Repository files navigation

Stance-Detection

Introduction

The objective of this work is to use social network information to augment the data of Semeval Task. The objective of the semeval task is stance analysis: given a topic (e.g. Donald Trump), we infer the users were supportive or against the topic by using sentiment analysis and the social network information.

To achieve this objective, user information were crawled using the tweets from Semeval Dataset. Targeted Sentiment Analysis also used to classify each target of the tweets to be positive, negative, neutral. From this, we gathered targets which are most frequently mentioned and filtered off targets which are not polarised.

In order to identify users which are much more informative, users were sampled based on the number of times he or she has mention the same target that has a high/low sentiment score and the number of different polarised targets he/she mention. In order to gather social information on those informative users, users with less than 5000 followers were crawled.

Followers IDs that were retrieved were used to construct a shared neighbouring network, where each node represents the users and each weighted edge represents the number of followers the 2 users shared. A baseline Collaborative Filtering model is implemented and is evaluated using Root Mean Squared Error.

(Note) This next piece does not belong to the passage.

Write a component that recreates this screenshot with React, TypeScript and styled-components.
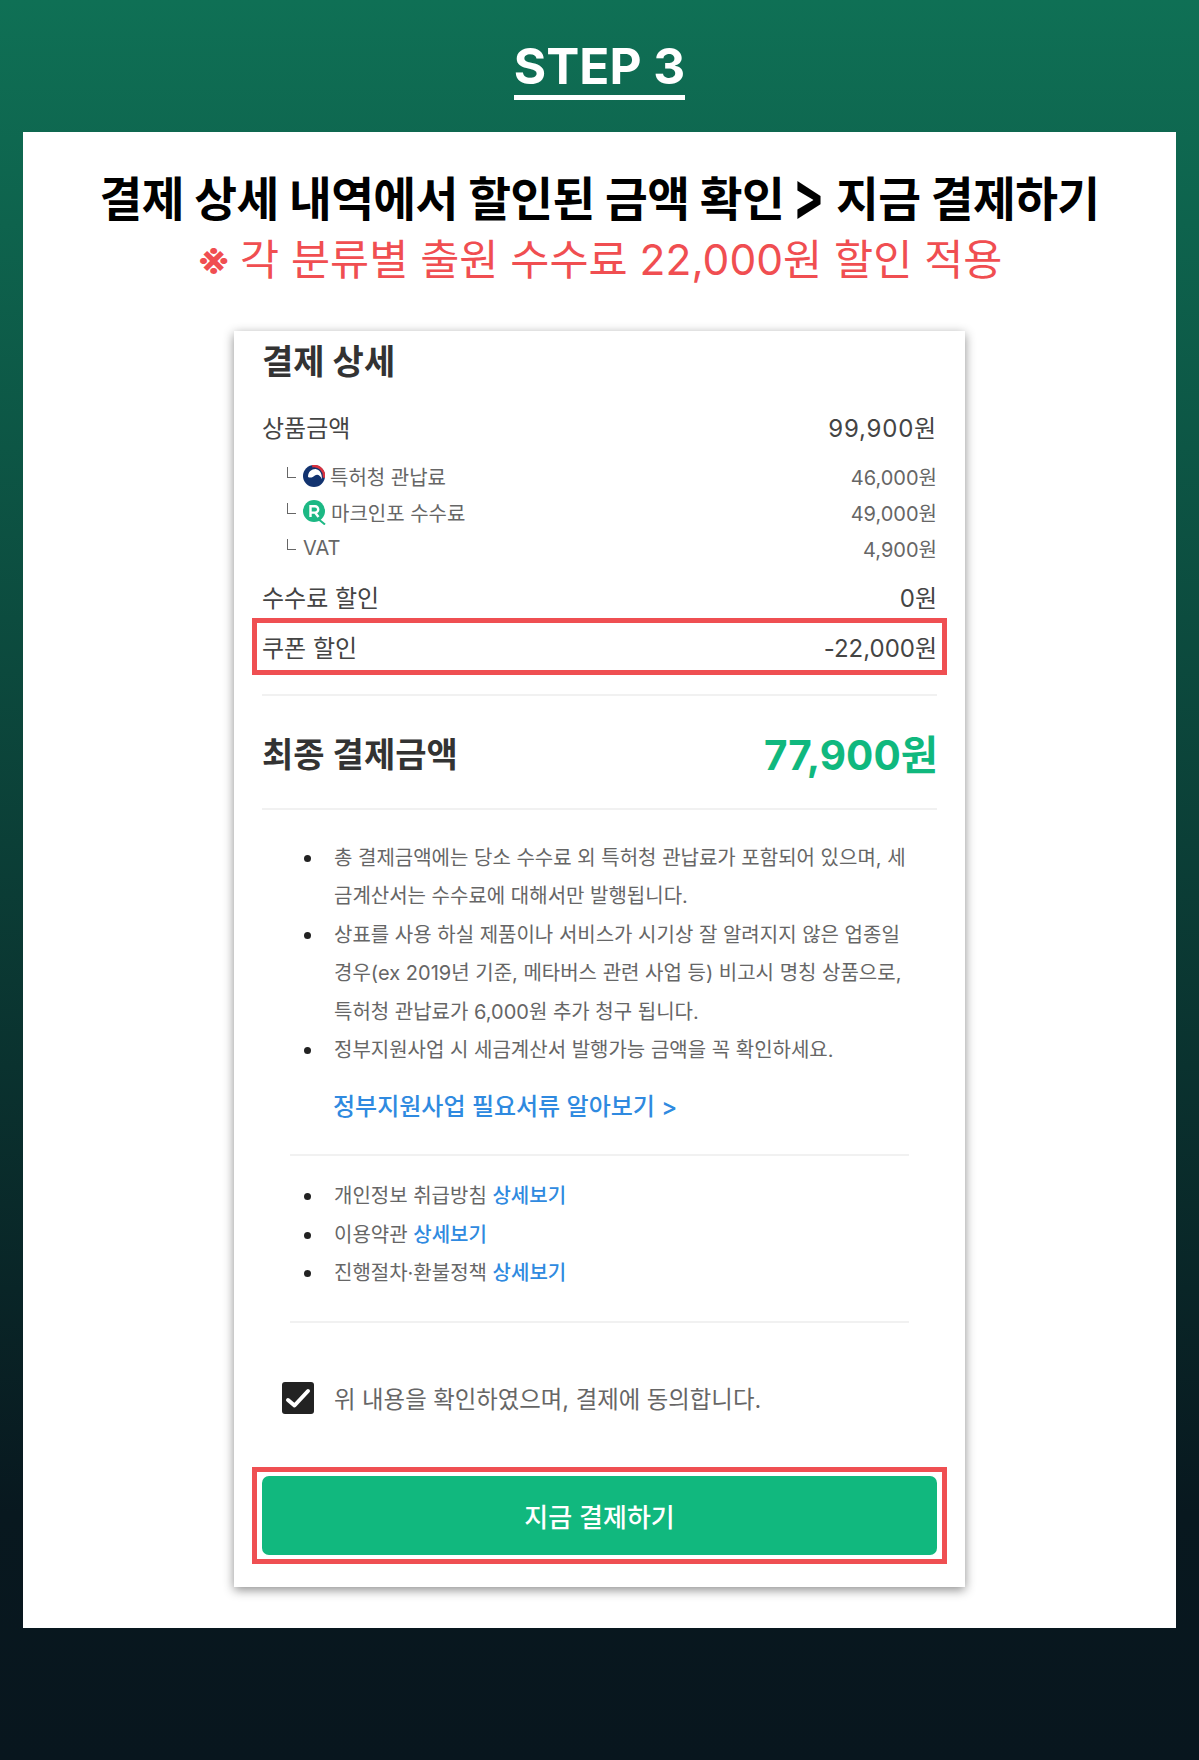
import React from "react";
import styled, { createGlobalStyle } from "styled-components";

const KR = `"Inter", "Noto Sans CJK KR", sans-serif`;

const GlobalStyle = createGlobalStyle`
	html, body { margin: 0; padding: 0; }
	body { font-family: "Inter", "Noto Sans CJK KR", sans-serif; }
	ul { margin: 0; padding: 0; }
`;

const Page = styled.div`
	width: 1199px;
	height: 1760px;
	padding: 0 23px;
	box-sizing: border-box;
	background: linear-gradient(180deg, #0f7055 0%, #08181f 86%, #08161e 100%);
`;
const StepHeader = styled.header`
	height: 132px;
	display: flex;
	justify-content: center;
	align-items: flex-start;
	padding-top: 36px;
	box-sizing: border-box;
`;
const StepTitle = styled.h1`
	margin: 0;
	height: 64px;
	color: #fff;
	font-family: "Inter", sans-serif;
	font-size: 49.5px;
	line-height: 60px;
	font-weight: 700;
	border-bottom: 5px solid #fff;
	box-sizing: border-box;
`;
const Panel = styled.section`
	height: 1496px;
	background: #fff;
	display: flex;
	flex-direction: column;
	align-items: center;
	padding-top: 36px;
	box-sizing: border-box;
`;
const Headline = styled.h2`
	margin: 0;
	font-family: ${KR};
	font-size: 46.5px;
	line-height: 62px;
	font-weight: 700;
	color: #000;
	white-space: nowrap;
	letter-spacing: -0.6px;
`;
const Chevron = styled.span`
	display: inline-block;
	font-weight: 700;
	margin: 0 2px 0 -2px;
	transform: translateY(-4px) scaleY(1.45);
`;
const SubHeadline = styled.p`
	margin: 0 0 41px;
	font-family: ${KR};
	font-size: 42.5px;
	line-height: 60px;
	font-weight: 400;
	color: #f04e51;
	white-space: nowrap;
`;
const Mark = styled.span`
	font-weight: 700;
	margin-right: -3px;
`;
const Card = styled.div`
	width: 731px;
	height: 1256px;
	box-sizing: border-box;
	padding: 0 28px;
	background: #fff;
	box-shadow: 0 3px 10px rgba(0, 0, 0, 0.45);
	color: #333;
	display: flex;
	flex-direction: column;
`;
const CardTitle = styled.h3`
	margin: 0;
	height: 62px;
	font-family: ${KR};
	font-size: 34px;
	line-height: 62px;
	font-weight: 700;
	color: #333;
`;
const Row = styled.div`
	display: flex;
	justify-content: space-between;
	align-items: center;
	height: 40px;
	font-size: 24px;
	color: #444;
`;
const TopRow = styled(Row)`
	margin-top: 13px;
	margin-bottom: 12px;
`;
const SubRow = styled(Row)`
	height: 36px;
	font-size: 20px;
	color: #666;
	padding-left: 25px;
`;
const SubLabel = styled.span`
	display: flex;
	align-items: center;
	gap: 5px;
`;
const Corner = styled.span`
	width: 9px;
	height: 11px;
	margin: 0 2px 8px 0;
	border-left: 1.5px solid #666;
	border-bottom: 1.5px solid #666;
	box-sizing: border-box;
`;
const Amount = styled.span`
	letter-spacing: 0.8px;
`;
const FeeRow = styled(Row)`
	margin-top: 10px;
`;
const CouponRow = styled(Row)`
	margin: 2px -10px 0;
	height: 57px;
	padding: 0 5px;
	border: 5px solid #ef4f52;
	box-sizing: border-box;
`;
const Divider = styled.hr<{ $top?: number }>`
	margin: ${(props) => props.$top ?? 0}px 0 0;
	border: 0;
	height: 2px;
	flex: none;
	background: #f1f1f1;
`;
const InnerDivider = styled(Divider)`
	margin-left: 28px;
	margin-right: 28px;
`;
const TotalRow = styled.div`
	display: flex;
	justify-content: space-between;
	align-items: center;
	height: 112px;
`;
const TotalLabel = styled.span`
	font-family: ${KR};
	font-size: 34px;
	font-weight: 700;
	color: #333;
`;
const TotalValue = styled.span`
	font-size: 40.5px;
	font-weight: 700;
	color: #10b87e;
	margin-right: -1px;
`;
const Notes = styled.ul<{ $top: number }>`
	padding: ${(props) => props.$top}px 0 0 42px;
	display: flex;
	flex-direction: column;
	list-style: none;
`;
const Note = styled.li`
	position: relative;
	padding-left: 30px;
	padding-right: 20px;
	font-size: 20px;
	line-height: 38.4px;
	color: #666;
	&::before {
		content: "";
		position: absolute;
		left: 0;
		top: 16px;
		width: 7px;
		height: 7px;
		border-radius: 50%;
		background: #222;
	}
`;
const GuideLink = styled.a`
	display: block;
	margin: 19px 0 0 71px;
	height: 38px;
	line-height: 38px;
	font-size: 24px;
	font-weight: 500;
	color: #2f8ae0;
`;
const Blue = styled.span`
	color: #2f8ae0;
	font-weight: 500;
`;
const AgreeRow = styled.label`
	display: flex;
	align-items: center;
	gap: 20px;
	margin: 58px 0 0 20px;
	font-size: 23.4px;
	color: #666;
`;
const Checkbox = styled.span`
	width: 32px;
	height: 32px;
	border-radius: 3px;
	background: #222;
	display: flex;
`;
const ButtonFrame = styled.div`
	margin: 52px -10px 0;
	height: 97px;
	border: 5px solid #ef4f52;
	padding: 4px 5px;
	box-sizing: border-box;
`;
const PayButton = styled.button`
	width: 100%;
	height: 79px;
	border: 0;
	border-radius: 7px;
	background: #11b87e;
	color: #fff;
	font-family: ${KR};
	font-size: 26px;
	font-weight: 500;
	display: block;
`;

function GovLogo() {
	return (
		<svg width="22" height="22" viewBox="0 0 24 24">
			<circle cx="12" cy="12" r="12" fill="#12336f" />
			<path d="M5.500 13C5.500 7 10 4 14.500 4.500C19 5.500 21 10 20.500 15.500C19 11 15.500 9.500 13 11.500C11 13.500 7.500 14.500 5.500 13z" fill="#fff" />
			<path d="M10 1.300A11 11 0 0 1 22.800 14" fill="none" stroke="#d8323f" strokeWidth="2.800" />
		</svg>
	);
}

function MarkinfoLogo() {
	return (
		<svg width="23" height="25" viewBox="0 0 23 25">
			<circle cx="11" cy="11" r="11" fill="#1cb884" />
			<path d="M14 18l8 6.500" stroke="#1cb884" strokeWidth="2" />
			<path d="M7.500 17V6.200h4.500a3.200 3.200 0 0 1 0 6.400H7.500M12 12.500l3.500 4.500" fill="none" stroke="#fff" strokeWidth="2.400" />
		</svg>
	);
}

export default function App() {
	return (
		<Page>
			<GlobalStyle />
			<StepHeader>
				<StepTitle>STEP 3</StepTitle>
			</StepHeader>
			<Panel>
				<Headline>결제 상세 내역에서 할인된 금액 확인 <Chevron>&gt;</Chevron> 지금 결제하기</Headline>
				<SubHeadline><Mark>※</Mark> 각 분류별 출원 수수료 22,000원 할인 적용</SubHeadline>
				<Card>
					<CardTitle>결제 상세</CardTitle>
					<TopRow>
						<span>상품금액</span>
						<Amount>99,900원</Amount>
					</TopRow>
					<SubRow>
						<SubLabel><Corner /><GovLogo />특허청 관납료</SubLabel>
						<span>46,000원</span>
					</SubRow>
					<SubRow>
						<SubLabel><Corner /><MarkinfoLogo />마크인포 수수료</SubLabel>
						<span>49,000원</span>
					</SubRow>
					<SubRow>
						<SubLabel><Corner />VAT</SubLabel>
						<span>4,900원</span>
					</SubRow>
					<FeeRow>
						<span>수수료 할인</span>
						<span>0원</span>
					</FeeRow>
					<CouponRow>
						<span>쿠폰 할인</span>
						<span>-22,000원</span>
					</CouponRow>
					<Divider $top={19} />
					<TotalRow>
						<TotalLabel>최종 결제금액</TotalLabel>
						<TotalValue>77,900원</TotalValue>
					</TotalRow>
					<Divider />
					<Notes $top={29}>
						<Note>총 결제금액에는 당소 수수료 외 특허청 관납료가 포함되어 있으며, 세금계산서는 수수료에 대해서만 발행됩니다.</Note>
						<Note>상표를 사용 하실 제품이나 서비스가 시기상 잘 알려지지 않은 업종일 경우(ex 2019년 기준, 메타버스 관련 사업 등) 비고시 명칭 상품으로, 특허청 관납료가 6,000원 추가 청구 됩니다.</Note>
						<Note>정부지원사업 시 세금계산서 발행가능 금액을 꼭 확인하세요.</Note>
					</Notes>
					<GuideLink>정부지원사업 필요서류 알아보기 &gt;</GuideLink>
					<InnerDivider $top={28} />
					<Notes $top={21}>
						<Note>개인정보 취급방침 <Blue>상세보기</Blue></Note>
						<Note>이용약관 <Blue>상세보기</Blue></Note>
						<Note>진행절차·환불정책 <Blue>상세보기</Blue></Note>
					</Notes>
					<InnerDivider $top={28} />
					<AgreeRow>
						<Checkbox>
							<svg width="32" height="32" viewBox="0 0 32 32" fill="none">
								<path d="M6 18l6.500 5.500L26 9" stroke="#fff" strokeWidth="4" strokeLinecap="round" strokeLinejoin="round" />
							</svg>
						</Checkbox>
						위 내용을 확인하였으며, 결제에 동의합니다.
					</AgreeRow>
					<ButtonFrame>
						<PayButton>지금 결제하기</PayButton>
					</ButtonFrame>
				</Card>
			</Panel>
		</Page>
	);
}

Semeval link: http://alt.qcri.org/semeval2016/task6/

Link of AEN-Bert TSA Model Used: https://github.com/songyouwei/ABSA-PyTorch/

Requirements

python == 3.7.6

fastai == 1.0.57

torch == 1.4.0

spacy == 2.1.8

nltk == 3.4.5

GetOldTweets3 == 0.0.11

twint == 2.8.0

python-twitter == 1.18.0

tweet-preprocessor == 0.5.0

Crawling Username and UserIDs from the Annotated Tweets

  1. Extract annonated tweets from annotated_compiled.txt
grep "|<topic>|" annotated_compiled.txt > <topic>.txt

E.g. grep "|Donald Trump|" annotated_compiled.txt

  1. Change the input filepath in crawler.py

line 179: annotatedCrawl("/home/user/Stance-Detection/Annotated_data/.txt")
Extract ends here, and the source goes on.